なお、謄写料金1枚40~50円は高く感じますが、これは重要な証拠書類をコピー作業の過程で傷つけてはいけないため、自動読み取り機能を使わず、1枚ずつ手作業で丁寧にコピーしているためのようです。

被告人が公訴事実を認めていない事件(否認事件)の裁判や裁判員裁判では、謄写費用を国が負担します。裁判員裁判では証拠書類が段ボールいっぱいになることもありますが、その費用を被告や弁護士が負担するようなことはありません。

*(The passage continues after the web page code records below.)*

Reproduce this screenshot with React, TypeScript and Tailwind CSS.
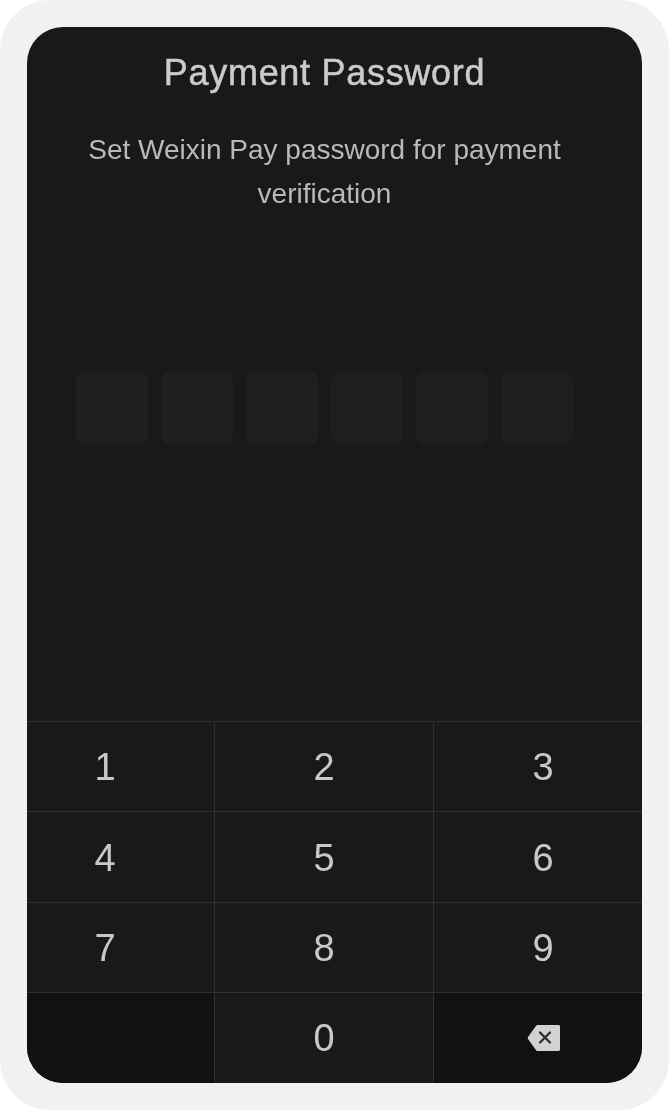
const KEYS = ["1", "2", "3", "4", "5", "6", "7", "8", "9"]

function BackspaceIcon() {
  return (
    <svg width="34" height="28" viewBox="0 0 34 28" fill="none">
      <path
        d="M10.5 1H31.5C32.3 1 33 1.7 33 2.5V25.5C33 26.3 32.3 27 31.5 27H10.5C10 27 9.6 26.8 9.3 26.4L1 15C0.6 14.4 0.6 13.6 1 13L9.3 1.6C9.6 1.2 10 1 10.5 1Z"
        fill="#d2d2d2"
      />
      <path d="M13 8.5L23 18.5M23 8.5L13 18.5" stroke="#2a2a2a" strokeWidth="2.2" strokeLinecap="round" />
    </svg>
  )
}

function Key({ label }: { label: string }) {
  return (
    <div className="flex h-[90.5px] w-[219px] items-center justify-center border-t border-r border-[#303030] pt-[2px] text-[38px] leading-none text-[#c8c8c8]">
      <span className="blur-[0.5px]">{label}</span>
    </div>
  )
}

export default function App() {
  return (
    <div className="h-[1110px] w-[669px] bg-white font-['Liberation_Sans',Arial,sans-serif]">
      <div className="h-full w-full rounded-[50px] bg-[#f1f1f1] p-[27px]">
        {/* card is narrower than its content, keypad sides get clipped */}
        <div className="h-[1056px] w-[615px] overflow-hidden rounded-[36px] bg-[#191919]">
          <div className="-ml-[31px] flex h-full w-[657px] flex-col">
            <h1 className="mt-[24px] text-center text-[36px] leading-[44px] font-normal tracking-[0.7px] text-[#cbcbcb] blur-[0.5px] [-webkit-text-stroke:0.5px_#cbcbcb]">
              Payment Password
            </h1>
            <p className="mx-auto mt-[33px] w-[500px] text-center text-[28px] leading-[44px] text-[#b9b9b9] blur-[0.5px]">
              Set Weixin Pay password for payment verification
            </p>

            <div className="mt-[156px] flex justify-center gap-[13px]">
              {[0, 1, 2, 3, 4, 5].map((i) => (
                <div key={i} className="h-[72px] w-[72px] rounded-[8px] bg-[#1f1f1f]" />
              ))}
            </div>

            {/* keypad */}
            <div className="mt-auto grid grid-cols-3">
              {KEYS.map((k) => (
                <Key key={k} label={k} />
              ))}
              <div className="h-[91px] border-t border-r border-[#303030] bg-[#111111]" />
              <div className="flex h-[91px] items-center justify-center border-t border-r border-[#303030] text-[38px] leading-none text-[#c8c8c8]">
                <span className="blur-[0.5px]">0</span>
              </div>
              <div className="flex h-[91px] items-center justify-center border-t border-[#303030] bg-[#111111]">
                <BackspaceIcon />
              </div>
            </div>
          </div>
        </div>
      </div>
    </div>
  )
}
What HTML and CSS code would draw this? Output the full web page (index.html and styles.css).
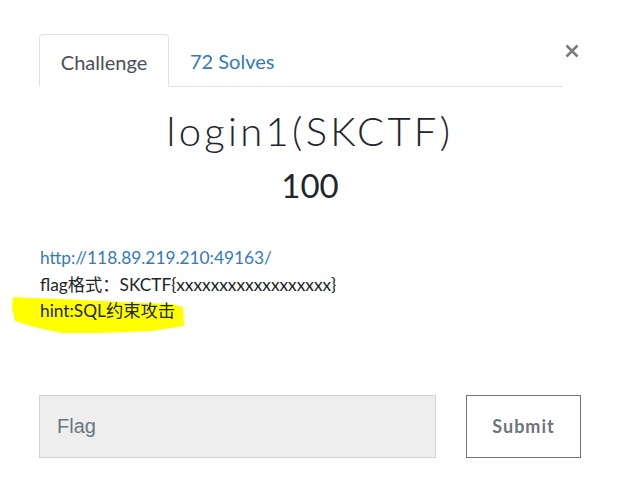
FILE: index.html
```html
<!DOCTYPE html>
<html>
<head>
<meta charset="utf-8">
<link rel="stylesheet" href="styles.css">
</head>
<body>
<div class="modal">
  <button class="close" aria-label="Close">
    <svg width="14" height="14" viewBox="0 0 14 14" aria-hidden="true">
      <path d="M1.5 1.5 L12.5 12.5 M12.5 1.5 L1.5 12.5" stroke="#7b7b7b" stroke-width="2.6" stroke-linecap="butt"/>
    </svg>
  </button>
  <ul class="tabs">
    <li class="tab active">Challenge</li>
    <li class="tab link">72 Solves</li>
  </ul>
  <h2 class="title">login1(SKCTF)</h2>
  <h3 class="value">100</h3>
  <div class="desc">
    <svg class="mark" width="180" height="42" viewBox="0 0 180 42" aria-hidden="true">
      <polygon fill="#ffff00" points="1,1 20,2 50,3 110,6 160,8 171,11 172,30 140,35 90,37 50,37 40,35 22,31 3,25 0,12"/>
    </svg>
    <a class="url" href="#">http://118.89.219.210:49163/</a>
    <p>flag格式：SKCTF{xxxxxxxxxxxxxxxxxx}</p>
    <p class="hint">hint:SQL约束攻击</p>
  </div>
  <form class="submit-row">
    <input class="flag" type="text" placeholder="Flag">
    <button class="submit" type="button">Submit</button>
  </form>
</div>
</body>
</html>
```
FILE: styles.css
```css
html, body {
  margin: 0;
  padding: 0;
  background: #fff;
}
body {
  font-family: Lato, "Noto Sans CJK SC", sans-serif;
  color: #212529;
  width: 620px;
  height: 491px;
  overflow: hidden;
}
.modal {
  position: relative;
  padding: 34px 39px 0 39px;
}
.close {
  position: absolute;
  top: 44px;
  left: 565px;
  border: 0;
  background: none;
  padding: 0;
  width: 14px;
  height: 14px;
  line-height: 0;
  cursor: pointer;
}
.tabs {
  list-style: none;
  margin: 0;
  padding: 0;
  display: flex;
  width: 524px;
  border-bottom: 1px solid #dee2e6;
  height: 52px;
}
.tab {
  font-size: 20px;
  padding: 0 21px;
  line-height: 52px;
  height: 52px;
  box-sizing: border-box;
}
.tab.active {
  color: #495057;
  border: 1px solid #dee2e6;
  border-bottom: 1px solid #fff;
  border-radius: 4px 4px 0 0;
  height: 53px;
  width: 130px;
  padding: 0;
  text-align: center;
  line-height: 54px;
}
.tab.link {
  color: #337ab7;
  padding: 0 21px;
  line-height: 54px;
}
.title {
  margin: 20px 0 0 0;
  text-align: center;
  font-weight: 300;
  font-size: 40px;
  line-height: 48px;
  letter-spacing: 3.3px;
  color: #212529;
  width: 542px;
}
.value {
  margin: 10px 0 0 0;
  text-align: center;
  font-weight: 400;
  font-size: 33px;
  line-height: 40px;
  color: #212529;
  width: 542px;
}
.desc {
  position: relative;
  margin-top: 40px;
  font-size: 17.3px;
  line-height: 26.5px;
  padding-left: 1px;
}
.desc .mark {
  position: absolute;
  left: -27px;
  top: 51px;
  z-index: 0;
}
.desc .url, .desc p {
  position: relative;
  z-index: 1;
  display: block;
  margin: 0;
}
.url {
  color: #337ab7;
  text-decoration: none;
}
.submit-row {
  display: grid;
  grid-template-columns: 397px 115px;
  column-gap: 30px;
  margin-top: 70px;
}
.flag {
  height: 63px;
  box-sizing: border-box;
  background: #eeeeee;
  border: 1px solid #cfd4da;
  padding: 0 17px;
  font-family: "Liberation Sans", sans-serif;
  font-size: 20px;
  color: #495057;
  margin: 0;
}
.flag::placeholder {
  color: #6c757d;
}
.submit {
  height: 63px;
  box-sizing: border-box;
  background: #fff;
  border: 1px solid #6c757d;
  color: #6c757d;
  font-family: Lato, sans-serif;
  font-weight: 700;
  font-size: 18px;
  letter-spacing: 1px;
  margin: 0;
  padding: 0;
}
```
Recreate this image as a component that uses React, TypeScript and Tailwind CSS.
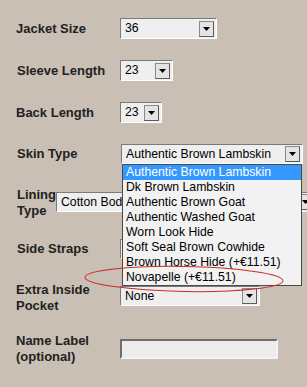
import React from "react";

function Arrow() {
  return (
    <div className="flex h-[16px] w-[15px] shrink-0 items-center justify-center border border-t-[#8a8a8a] border-l-[#8a8a8a] border-b-[#5a5a5a] border-r-[#5a5a5a] bg-[#e4e4e4]">
      <svg width="7" height="4" viewBox="0 0 7 4">
        <polygon points="0,0 7,0 3.5,4" fill="#000" />
      </svg>
    </div>
  );
}

function Select({ value, w, h = 21 }: { value: string; w: number; h?: number }) {
  return (
    <div
      className="flex shrink-0 items-center justify-between border border-t-[#7a7a7a] border-l-[#7a7a7a] border-b-white border-r-white bg-[#efefef] pl-[4px] pr-[2px]"
      style={{ width: w, height: h }}
    >
      <span className="truncate text-[12.25px] leading-none text-black">{value}</span>
      <Arrow />
    </div>
  );
}

const label = "text-[13px] font-bold leading-[16px] text-[#222]";

export default function App() {
  const items = [
    "Authentic Brown Lambskin",
    "Dk Brown Lambskin",
    "Authentic Brown Goat",
    "Authentic Washed Goat",
    "Worn Look Hide",
    "Soft Seal Brown Cowhide",
    "Brown Horse Hide (+€11.51)",
    "Novapelle (+€11.51)",
  ];
  return (
    <div className="relative flex h-[387px] w-[307px] flex-col overflow-hidden bg-[#c9bfb4] font-['Liberation_Sans',Arial,sans-serif]">
      <div className="mt-[18px] flex h-[21px] items-center">
        <div className={`w-[120px] pl-[16px] ${label}`}>Jacket Size</div>
        <Select value="36" w={97} />
      </div>
      <div className="mt-[21px] flex h-[21px] items-center">
        <div className={`w-[120px] pl-[17px] ${label}`}>Sleeve Length</div>
        <Select value="23" w={53} />
      </div>
      <div className="mt-[21px] flex h-[21px] items-center">
        <div className={`w-[120px] pl-[16px] ${label}`}>Back Length</div>
        <Select value="23" w={42} />
      </div>
      <div className="mt-[21px] flex h-[20px] items-center">
        <div className={`w-[121px] pl-[17px] ${label}`}>Skin Type</div>
        <Select value="Authentic Brown Lambskin" w={182} h={20} />
      </div>
      <div className="mt-[23px] flex items-start">
        <div className={`w-[60px] pl-[17px] ${label}`}>
          Lining
          <br />
          Type
        </div>
        <div className="mt-[5px]">
          <Select value="Cotton Bod" w={260} h={20} />
        </div>
      </div>
      <div className="mt-[20px] flex h-[20px] items-center">
        <div className={`w-[120px] pl-[17px] ${label}`}>Side Straps</div>
        <Select value="" w={100} h={20} />
      </div>
      <div className="mt-[23px] flex items-start">
        <div className={`w-[120px] pl-[16px] ${label}`}>
          Extra Inside
          <br />
          Pocket
        </div>
        <div className="mt-[4px]">
          <Select value="None" w={140} h={20} />
        </div>
      </div>
      <div className="mt-[19px] flex items-start">
        <div className={`w-[120px] pl-[16px] ${label}`}>
          Name Label
          <br />
          (optional)
        </div>
        <div className="mt-[6px] h-[20px] w-[158px] border-2 border-t-[#6e6e6e] border-l-[#6e6e6e] border-b-[#f4f4f4] border-r-[#f4f4f4] bg-[#ececec]" />
      </div>

      <div className="absolute left-[122px] top-[164px] w-[180px] border border-[#4a4a4a] bg-[#f2f2f2]">
        {items.map((t, i) => (
          <div
            key={t}
            className={`h-[15px] pl-[3px] text-[12.25px] leading-[15px] ${
              i === 0 ? "bg-[#3399ff] text-white" : "text-black"
            }`}
          >
            {t}
          </div>
        ))}
      </div>

      <svg
        className="pointer-events-none absolute left-0 top-0"
        width="307"
        height="387"
        viewBox="0 0 307 387"
      >
        <ellipse
          cx="184"
          cy="279"
          rx="99"
          ry="12.5"
          transform="rotate(1 184 279)"
          fill="none"
          stroke="#cc2a2a"
          strokeWidth="1"
        />
      </svg>
    </div>
  );
}
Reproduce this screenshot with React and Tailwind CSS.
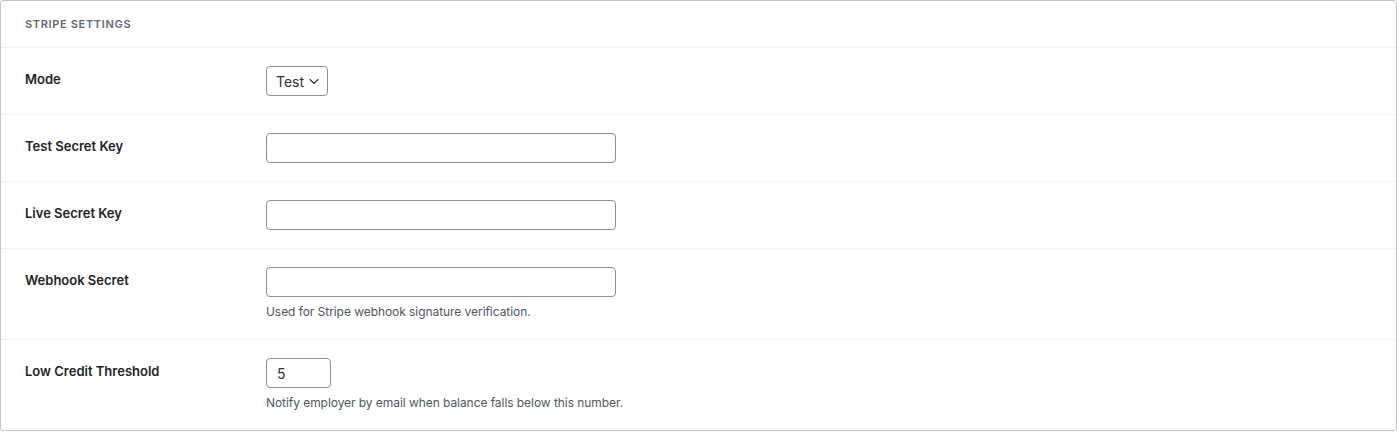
import React from 'react';

const font = { fontFamily: 'Inter, "Noto Sans", sans-serif' };

const Row = ({ label, children, hint, last }) => (
  <div className={`flex px-6 py-[18px] ${last ? '' : 'border-b border-[#f0f0f1]'}`}>
    <div className="w-[241px] shrink-0 pt-[3px] text-[13px] leading-[20px] font-semibold text-[#1d2327]">
      {label}
    </div>
    <div className="flex flex-col">
      {children}
      {hint && <p className="mt-[6px] text-[12px] leading-[18px] tracking-[-0.005em] text-[#50575e]">{hint}</p>}
    </div>
  </div>
);

const TextInput = ({ className = 'w-[350px]', value = '' }) => (
  <input
    type="text"
    defaultValue={value}
    className={`${className} h-[30px] rounded-[4px] border border-[#8c8f94] bg-white px-[10px] text-[14px] text-[#2c3338] outline-none`}
  />
);

export default function App() {
  return (
    <div className="bg-white" style={font}>
      <div className="rounded-[3px] border border-[#c3c4c7] bg-white shadow-[0_1px_1px_rgba(0,0,0,0.06)]">
        <div className="border-b border-[#f0f0f1] px-6 py-[15px]">
          <h2 className="text-[11px] leading-[16px] font-semibold uppercase tracking-[0.06em] text-[#646970]">
            Stripe Settings
          </h2>
        </div>

        <Row label="Mode">
          <div className="flex h-[30px] w-[62px] items-center justify-between rounded-[4px] border border-[#8c8f94] bg-white pl-[9px] pr-[7px] text-[14px] text-[#2c3338]">
            <span>Test</span>
            <svg width="12" height="12" viewBox="0 0 12 12" fill="none">
              <path d="M2 4.5 6 8.5 10 4.5" stroke="#2c3338" strokeWidth="1.1" strokeLinecap="round" strokeLinejoin="round" />
            </svg>
          </div>
        </Row>

        <Row label="Test Secret Key">
          <TextInput />
        </Row>

        <Row label="Live Secret Key">
          <TextInput />
        </Row>

        <Row label="Webhook Secret" hint="Used for Stripe webhook signature verification.">
          <TextInput />
        </Row>

        <Row label="Low Credit Threshold" hint="Notify employer by email when balance falls below this number." last>
          <TextInput className="w-[65px]" value="5" />
        </Row>
      </div>
    </div>
  );
}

誰が謄写の作業を行うかについては、旭川と大都市圏の間で違いがあります。東京などでは一般財団法人司法協会が作業を担っていますが、旭川地裁では旭川弁護士会が設立した協同組合の職員が、弁護士からの依頼を受けて、裁判所や検察庁で謄写を行います。旭川の弁護士が恵まれているように聞こえるかもしれませんが、旭川地裁管内は稚内、名寄、紋別、留萌の地裁支部まで何百キロも車を走らせて謄写に行かなければならないことがあります。弁護士自ら謄写に赴くこともあります。こうした特殊事情があるため、旭川の弁護士が大都市圏と比べて恵まれているわけではありません。

しかし、前述した一部弁護士の呼びかけに加えて、コロナ禍で裁判でも人と人が会う機会を極力減らすことが求められているために、法務省は「刑事手続における情報通信技術の活用に関する検討会」を2021年3月に立ち上げ、有識者の間で話し合いを重ねてきました。これまでに令状の電子的な発行、電子データの改ざん防止措置、オンラインでの証拠書類の閲覧といったテーマが取り上げられています。

現在は民事も刑事も裁判の書類を紙媒体のまま、またはFAXでやりとりしています。以前にもこのコーナーで述べた通り、私個人は紙媒体に不満は感じていませんが、電子化という時代の流れが止まることはないでしょう。弁護士の業務の中には、各地の弁護士会や日弁連の会務のように、裁判以外のものも多くありますが、こうした会務ではすでに大量の資料が電子化されて送られてきています。